Il résulte de tous les éléments qui précèdent que les personnes présentes sur la Promenade des anglais, qui se sont légitimement crues exposées à un danger de mort et qui ont subi un traumatisme psychique, ont subi un préjudice personnel en relation directe avec l’infraction terroriste et devront par conséquent être déclarées recevables à se constituer parties civiles.

 

B.     Sur la recevabilité des victimes médiates

Enfin, les proches des victimes immédiates sont également recevables à se constituer parties civiles devant les juridictions répressives quelle que soit l’infraction poursuivie (Cass. Crim., 9 février 1989 : D 1989. 614 ; Cass. Crim., 1er juillet 1994 : Bull. crim. n° 269).

Il est en effet établi que les proches des victimes d’attentat subissent eux-mêmes un préjudice direct et personnel non négligeable qui justifie la recevabilité de leurs constitution de partie civile. S’agissant des attentats du 13 novembre 2015, la Cour d’assises spécialement composée de Paris avait à ce titre souligné dans son arrêt du 25 octobre 2022 qu’un « préjudice peut être retenu pour les proches en cas de survie de la victime directe, afin de prendre en compte l’affliction des proches à la vue de sa déchéance, de sa douleur et de la diminution de ses capacités physiques et psychologiques ; et que les proches des victimes directes ont subi un traumatisme consécutif à la vision ou la découverte de la mort ou des blessures – qu’elles soient physiques ou psychologiques – de leurs parents. »

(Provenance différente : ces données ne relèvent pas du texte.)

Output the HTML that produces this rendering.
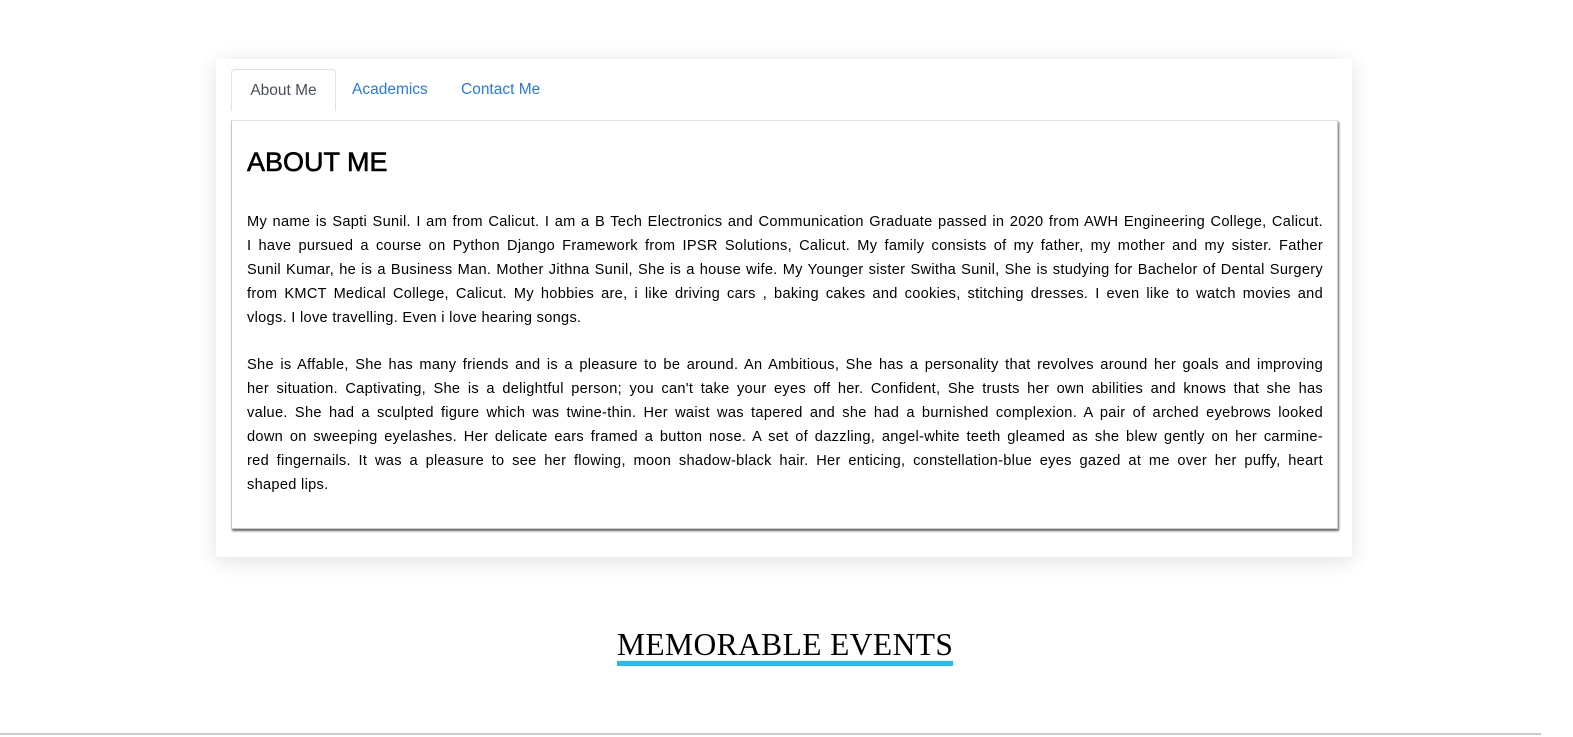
<!DOCTYPE html>
<html><head><style>
body{margin:0;width:1573px;height:737px;background:#fff;font-family:"Liberation Sans",sans-serif;position:relative;overflow:hidden}
.card{position:absolute;left:216px;top:59px;width:1136px;height:498px;background:#fff;box-shadow:0 4px 20px rgba(0,0,0,.12)}
.tabs{position:absolute;left:15px;top:10px;height:41px;font-size:15.5px}
.tab{position:absolute;top:0;height:41px;line-height:42px;white-space:nowrap}
.t1{left:0;width:103px;border:1px solid #dee2e6;border-bottom:none;border-radius:4px 4px 0 0;color:#495057;text-align:center;background:#fff}
.t2{left:121px;color:#2a7ae2}
.t3{left:230px;color:#2a7ae2}
.box{position:absolute;left:15px;top:61px;width:1105px;height:407px;border:1px solid #ccc;border-top-color:#dee2e6;box-shadow:1px 2px 2px rgba(0,0,0,.6);background:#fff}
h2{position:absolute;left:15px;top:26px;margin:0;font-size:27px;font-weight:normal;color:#000;-webkit-text-stroke:.6px #000}
.txt{position:absolute;left:15px;top:89px;width:1076px;font-size:14.6px;line-height:24px;color:#000;letter-spacing:.3px}
.txt div{text-align:justify;text-align-last:justify;white-space:nowrap}
.txt div.l{text-align-last:left}
.gap{height:23px}
.me{position:absolute;left:617px;top:628px;font-family:"Liberation Serif",serif;font-size:31.5px;line-height:33px;color:#000;border-bottom:5px solid #1ec0f0;letter-spacing:.4px}
.bar{position:absolute;left:0;bottom:2px;width:1541px;height:2px;background:#ccc}
</style></head><body>
<div class="card">
<div class="tabs"><div class="tab t1">About Me</div><div class="tab t2">Academics</div><div class="tab t3">Contact Me</div></div>
<div class="box">
<h2>ABOUT ME</h2>
<div class="txt">
<div>My name is Sapti Sunil. I am from Calicut. I am a B Tech Electronics and Communication Graduate passed in 2020 from AWH Engineering College, Calicut.</div>
<div>I have pursued a course on Python Django Framework from IPSR Solutions, Calicut. My family consists of my father, my mother and my sister. Father</div>
<div>Sunil Kumar, he is a Business Man. Mother Jithna Sunil, She is a house wife. My Younger sister Switha Sunil, She is studying for Bachelor of Dental Surgery</div>
<div>from KMCT Medical College, Calicut. My hobbies are, i like driving cars , baking cakes and cookies, stitching dresses. I even like to watch movies and</div>
<div class="l">vlogs. I love travelling. Even i love hearing songs.</div>
<div class="gap"></div>
<div>She is Affable, She has many friends and is a pleasure to be around. An Ambitious, She has a personality that revolves around her goals and improving</div>
<div>her situation. Captivating, She is a delightful person; you can't take your eyes off her. Confident, She trusts her own abilities and knows that she has</div>
<div>value. She had a sculpted figure which was twine-thin. Her waist was tapered and she had a burnished complexion. A pair of arched eyebrows looked</div>
<div>down on sweeping eyelashes. Her delicate ears framed a button nose. A set of dazzling, angel-white teeth gleamed as she blew gently on her carmine-</div>
<div>red fingernails. It was a pleasure to see her flowing, moon shadow-black hair. Her enticing, constellation-blue eyes gazed at me over her puffy, heart</div>
<div class="l">shaped lips.</div>
</div>
</div>
</div>
<div class="me">MEMORABLE EVENTS</div>
<div class="bar"></div>
</body></html>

Le degré de parenté ou la nature des liens entre la victime directe et la victime par ricochet sont d’ailleurs indifférents (Cass. Mixte, 27 février 1970, n° 68-10.276 ; Cass. Civ 2ème, 16 avril 1996, n° 94-13-613 ; Cass. Crim 17 octobre 2000, n° 99-86.157), de même que le décès ou la survie de la victime directe (Cass. Crim., 19 juin 1985, n° 85-91.653 et très récemment, Cass. Civ 2ème, 27 octobre 2022, n° 21-24.424, 21-24.425, 21-24.426).

Les proches des victimes présentes lors de l’attentat de Nice ont subi un préjudice conséquent, résultant directement de l’attentat, qui justifie donc la recevabilité de leur constitution de parties civiles.